🇳🇪 Nigerien Cuisine

Thieboudienne Nigerien

Fish and Rice

Prep Time 1 hour 30 min
Servings 6
Difficulty Hard
Calories 470 kcal

A one-pot dish of rice cooked in a rich tomato sauce with whole fish, cabbage, eggplant, and cassava, reflecting Niger River fishing traditions.

Ingredients

  • 3 cups broken rice
  • 1 whole tilapia or capitaine, cleaned
  • 3 tbsp tomato paste
  • 2 tomatoes, chopped
  • 1 onion, chopped
  • 1 small cabbage, quartered
  • 1 eggplant, cubed
  • 1 cassava piece, peeled and cubed
  • 2 tbsp vegetable oil
  • 1 Maggi cube
  • 1 tsp ground black pepper
  • Salt to taste
  • 4 cups water

Instructions

  1. 1 Season fish with salt and pepper.
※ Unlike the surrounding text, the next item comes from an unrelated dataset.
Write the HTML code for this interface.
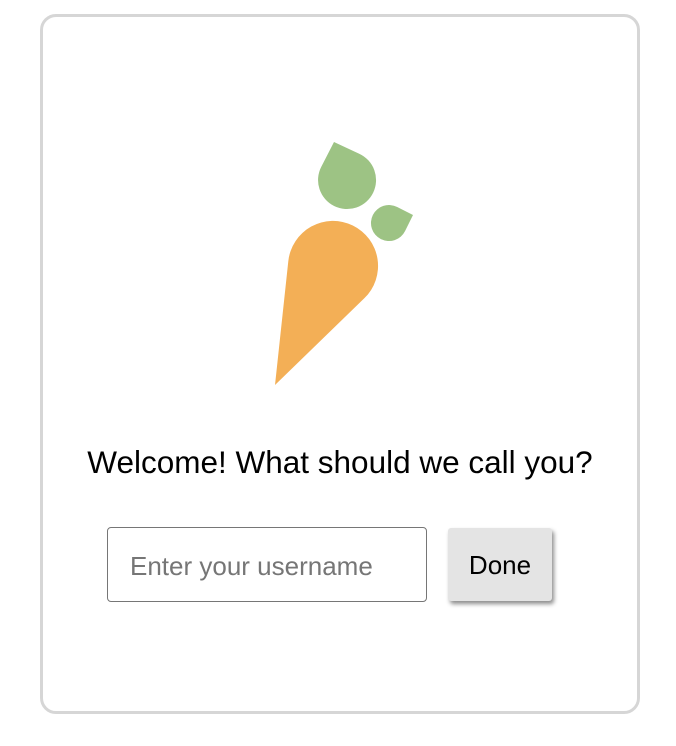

Fry in oil until golden on both sides. Remove and set aside.
  2. 2 In the same oil, saute onions, add tomato paste and chopped tomatoes. Cook 10 minutes.
  3. 3 Add water, Maggi cube, and bring to a boil. Add cabbage, eggplant, and cassava.
  4. 4 Cook vegetables for 15 minutes until just tender. Remove vegetables and fish, keep warm.
  5. 5 Add washed rice to the sauce. Stir once, cover, and cook on low heat for 25 minutes.
  6. 6 Arrange rice on a platter, top with vegetables and fish. Serve communally.

Did You Know?

Thieboudienne was originally a Senegalese dish but traveled up the Niger River with fishermen and traders, becoming a celebration dish in river towns.